[Corpora-List] Announce Symposium - Discourse Prosody Interface
idp05 at lpl.univ-aix.fr
idp05 at lpl.univ-aix.fr
Mon Jan 17 10:26:23 UTC 2005
1st Announce
Submitter Information:
Name: Dicristo Albert
Email: albert.dicristo at lpl.univ-aix.fr
Meeting Information:
Full Title: Discourse Prosody Interface 2005
Acronym or Short Title: idp05
Date: 08-Sep-2005 - 09-Sep-2005
Location: Aix-en-Provence, France
Meeting URL: http://www.lpl.univ-aix.fr/~prodige/idp05
Meeting Email: idp05 at lpl.univ-aix.fr
Contact Person: Colas Annie
Meeting Description: IDP05 (Discourse Prosody Interface 2005) is a
symposium to be held in Aix-en-Provence (France) on September 8th-9th
2005. Organized by the multidiscplinary research group « Prosodie et
Discours » within the Laboratoire Parole et Langage (CNRS), this meeting
focuses on the modelling of the relations between prosody and discourse
as
a complex interface. Both theoretical and empirical propositions will be
considered.
Linguistic Subfield(s):
Discourse Analysis
Phonetics
Phonology
Cognitive Science
CallDeadline: 25-Feb-2005
Call
Prosody has certainly been one of the most popular components of
language
and speech within not only language sciences, but also parent
disciplines
such as psycholinguistics and neurolinguistics. Prosody thus
constitutes a
new linguistic dimension which paves the way for an increased knowledge
of
language and its uses, captured by the general notion of discourse.

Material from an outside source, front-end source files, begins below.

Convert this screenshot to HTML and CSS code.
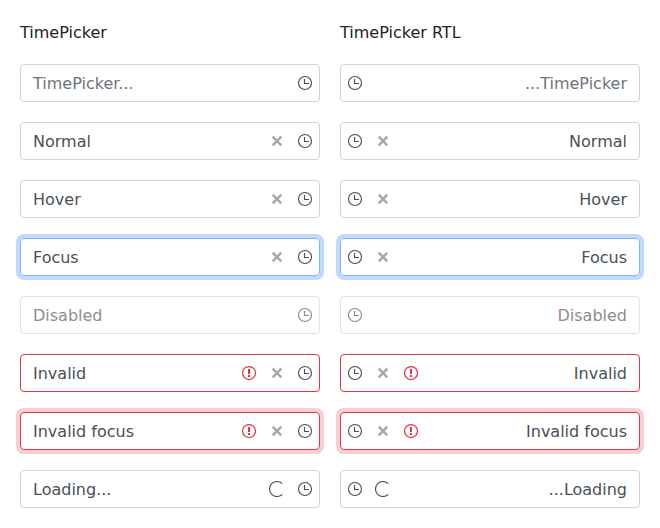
FILE: index.html
```html
<!DOCTYPE html>
<html lang="en">
<head>
<meta charset="utf-8">
<title>TimePicker</title>
<link rel="stylesheet" href="styles.css">
</head>
<body>
<svg class="defs" aria-hidden="true">
<symbol id="clock" viewBox="0 0 16 16"><circle cx="8" cy="8" r="6.5"/><path d="M7.5 4v4.5H12"/></symbol>
<symbol id="clear" viewBox="0 0 16 16"><path d="M3.7 3.7l8.6 8.6M12.3 3.7l-8.6 8.6"/></symbol>
<symbol id="warning" viewBox="0 0 16 16"><circle cx="8" cy="8" r="6.5"/><path class="mark" d="M8 4v5M8 10v2"/></symbol>
<symbol id="loading" viewBox="0 0 16 16"><path d="M13.3 2.7A7.5 7.5 0 1 0 13.3 13.3"/></symbol>
</svg>
<main class="examples" id="examples"></main>
<script src="script.js"></script>
</body>
</html>
```
FILE: styles.css
```css
* { box-sizing: border-box; }
body { margin: 0; background: #fff; color: #212529; font: 16px/24px "DejaVu Sans", sans-serif; }
.defs { display: none; }
.examples { display: grid; grid-template-columns: 300px 300px; gap: 20px; padding: 20px; }
.column { display: flex; flex-direction: column; gap: 20px; }
.title { margin: 0; height: 24px; padding-top: 1px; font: inherit; }
.picker { display: flex; align-items: center; height: 38px; border: 1px solid #ced4da; border-radius: 4px; color: #495057; }
.value { flex: 1; padding: 2px 12px 0; }
.icon { width: 28px; height: 16px; fill: none; stroke: #495057; stroke-width: 1.15; }
.icon-clear { stroke: #a4a7ab; stroke-width: 2.4; }
.icon-warning { stroke: #dc3545; stroke-width: 1.25; }
.mark { stroke-width: 2; }
.placeholder { color: #6c757d; }
.focus { border-color: #80b4ff; box-shadow: 0 0 0 4px #bfd9ff; }
.disabled { opacity: .65; color: #4f4f54; }
.invalid { border-color: #dc3545; }
.invalid-focus { border-color: #dc3545; box-shadow: 0 0 0 4px #f6cdd1; }
```
FILE: script.js
```js
const rows = [
  ["TimePicker...", "placeholder", []],
  ["Normal", "", ["clear"]],
  ["Hover", "", ["clear"]],
  ["Focus", "focus", ["clear"]],
  ["Disabled", "disabled", []],
  ["Invalid", "invalid", ["warning", "clear"]],
  ["Invalid focus", "invalid-focus", ["warning", "clear"]],
  ["Loading...", "", ["loading"]]
];
const icon = name => `<svg class="icon icon-${name}"><use href="#${name}"/></svg>`;
const column = (title, dir) => `<section class="column"><h2 class="title">${title}</h2>${rows.map(([text, state, icons]) =>
  `<div class="picker ${state}" dir="${dir}"><span class="value">${text}</span>${[...icons, "clock"].map(icon).join("")}</div>`).join("")}</section>`;
document.getElementById("examples").innerHTML = column("TimePicker", "ltr") + column("TimePicker RTL", "rtl");
```
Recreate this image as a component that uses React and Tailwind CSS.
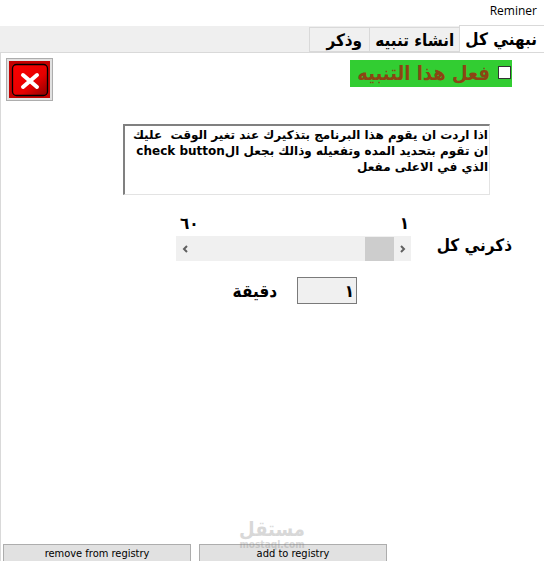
import { useState } from 'react';

const tabs = ['نبهني كل', 'انشاء تنبيه', 'وذكر'];

const helpText = [
  'اذا اردت ان يقوم هذا البرنامج بتذكيرك عند تغير الوقت  عليك',
  'ان تقوم بتحديد المده وتفعيله وذالك بجعل الcheck button',
  'الذي في الاعلى مفعل',
].join('\n');

const toArabicDigits = (n) => String(n).replace(/\d/g, (d) => '٠١٢٣٤٥٦٧٨٩'[d]);

const CloseIcon = () => (
  <svg className="w-full h-full" viewBox="0 0 41 37" preserveAspectRatio="none">
    <defs>
      <linearGradient id="closeFill" x1="0" y1="0" x2="1" y2="1">
        <stop offset="0" stopColor="#fb0000" />
        <stop offset="0.6" stopColor="#e60000" />
        <stop offset="1" stopColor="#8a0000" />
      </linearGradient>
    </defs>
    <rect width="41" height="37" fill="#c40000" />
    <rect x="3.5" y="3.5" width="35" height="31" rx="4" fill="url(#closeFill)" stroke="#000" strokeWidth="1.3" />
    <path d="M14 14l14 12M28 14L14 26" stroke="#fff" strokeWidth="4" strokeLinecap="round" />
  </svg>
);

const Tab = ({ label, active, onClick }) => (
  <button
    type="button"
    role="tab"
    aria-selected={active}
    onClick={onClick}
    className={
      active
        ? 'h-[27px] ps-[7px] pe-[5px] bg-white border-e border-t border-[#d9d9d9]'
        : 'h-[25px] ps-[5px] last:ps-[7px] pe-[5px] last:pe-4 bg-[#f0f0f0] border-e border-t border-b border-[#d9d9d9]'
    }
  >
    {label}
  </button>
);

const ArrowButton = ({ label, onClick, d }) => (
  <button type="button" aria-label={label} onClick={onClick} className="w-[17px] flex items-center justify-center">
    <svg className="w-2 h-2" viewBox="0 0 8 8" fill="none" stroke="#606060" strokeWidth="2">
      <path d={d} />
    </svg>
  </button>
);

const RegistryButton = ({ children }) => (
  <button
    type="button"
    className="flex-1 max-w-[188px] h-6 pb-1 bg-[#e1e1e1] border border-[#adadad] text-[11px] leading-4 font-normal"
  >
    {children}
  </button>
);

export default function App() {
  const [activeTab, setActiveTab] = useState(0);
  const [enabled, setEnabled] = useState(false);
  const [minutes, setMinutes] = useState(1);

  const step = (by) => setMinutes((m) => Math.min(60, Math.max(1, m + by)));

  return (
    <div
      dir="rtl"
      className="relative h-screen overflow-hidden flex flex-col bg-white text-black font-bold [font-family:'DejaVu_Sans_Condensed','DejaVu_Sans',sans-serif]"
    >
      <header className="h-[26px] shrink-0 px-[7px] pt-[3px] text-xs font-normal [font-family:'Open_Sans',sans-serif]">
        Reminer
      </header>

      <nav role="tablist" className="h-[26px] shrink-0 flex items-end bg-[#efefef] text-[17px] leading-6">
        {tabs.map((label, i) => (
          <Tab key={label} label={label} active={i === activeTab} onClick={() => setActiveTab(i)} />
        ))}
      </nav>

      <main className="flex-1 min-h-0 flex flex-col bg-white border-t border-l border-[#d9d9d9]">
        <div className="flex justify-between items-start ps-8 pe-[5px] pt-[5px]">
          <label className="mt-0.5 h-[27px] ps-px flex items-center gap-2 pe-[7px] pb-0.5 bg-[#32cd32] text-[#8b4513] text-xl leading-6">
            <input
              type="checkbox"
              checked={enabled}
              onChange={(e) => setEnabled(e.target.checked)}
              className="appearance-none w-[13px] h-[13px] bg-white border border-[#333] checked:bg-[#333]"
            />
            فعل هذا التنبيه
          </label>
          <button type="button" aria-label="اغلاق" className="w-[47px] h-[43px] p-0.5 bg-[#e1e1e1] border border-[#adadad]">
            <CloseIcon />
          </button>
        </div>

        <div className="flex mt-[23px] ps-[54px] pe-[122px]">
          <textarea
            readOnly
            aria-label="شرح"
            value={helpText}
            className="flex-1 h-[71px] px-px pt-px resize-none overflow-hidden whitespace-pre text-xs leading-4 [font-family:'DejaVu_Sans',sans-serif] border border-[#e3e3e3] border-t-2 border-t-[#808080] border-l-2 border-l-[#808080] outline-none"
          />
        </div>

        <div className="flex items-end mt-4 ps-8 pe-[175px]">
          <label htmlFor="interval" className="w-[101px] pb-1 text-[17px] leading-6 whitespace-nowrap">
            ذكرني كل
          </label>
          <div className="flex-1">
            <div className="h-[25px] px-0.5 flex justify-between text-[17px] leading-6">
              <span>١</span>
              <span className="pe-0.5">٦٠</span>
            </div>
            <div className="h-[25px] flex bg-[#f0f0f0]">
              <ArrowButton label="انقاص" onClick={() => step(-1)} d="M2 1l3 3-3 3" />
              <input
                id="interval"
                type="range"
                min="1"
                max="60"
                value={minutes}
                onChange={(e) => setMinutes(Number(e.target.value))}
                className="flex-1 min-w-0 appearance-none bg-transparent [&::-webkit-slider-thumb]:appearance-none [&::-webkit-slider-thumb]:w-[29px] [&::-webkit-slider-thumb]:h-6 [&::-webkit-slider-thumb]:bg-[#cdcdcd]"
              />
              <ArrowButton label="زيادة" onClick={() => step(1)} d="M6 1L3 4l3 3" />
            </div>
          </div>
        </div>

        <div className="flex items-center gap-5 mt-4 ps-[187px]">
          <input
            id="minutes"
            type="text"
            readOnly
            value={toArabicDigits(minutes)}
            className="w-[60px] h-[27px] px-0.5 bg-[#f0f0f0] border border-[#7a7a7a] text-[17px] leading-6 outline-none"
          />
          <label htmlFor="minutes" className="text-[17px] leading-6">
            دقيقة
          </label>
        </div>

        <footer dir="ltr" className="mt-auto -mb-[7px] flex gap-2 ps-0.5">
          <RegistryButton>remove from registry</RegistryButton>
          <RegistryButton>add to registry</RegistryButton>
        </footer>
      </main>

      {/* watermark */}
      <div className="absolute inset-x-0 bottom-3 flex flex-col items-center text-[#808080] opacity-30 pointer-events-none">
        <span className="text-xl leading-6">مستقل</span>
        <span className="text-[10px] leading-2">mostaql.com</span>
      </div>
    </div>
  );
}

This symposium aims at questionning which theoretical and methodological
frameworks would be most likely to favour an integrative approach of the
relations of prosody to discourse. More precisely, our objective is to
focus on the modelling of these relations, taking into account both
experimental and theoretical perspectives. In this context, conceptions
of
the relations of prosody to discourse as a complex interface, and not
simply as binary interactions (prosody/syntax or prosody/semantics) will
be favoured.
Communications will consist in invited, oral and poster presentations.
Themes
* Syntax, macrosyntax and discourse
* Discourse semantics and pragmatics
* Discourse prosody
Both theoretical and empirical propositions are welcome.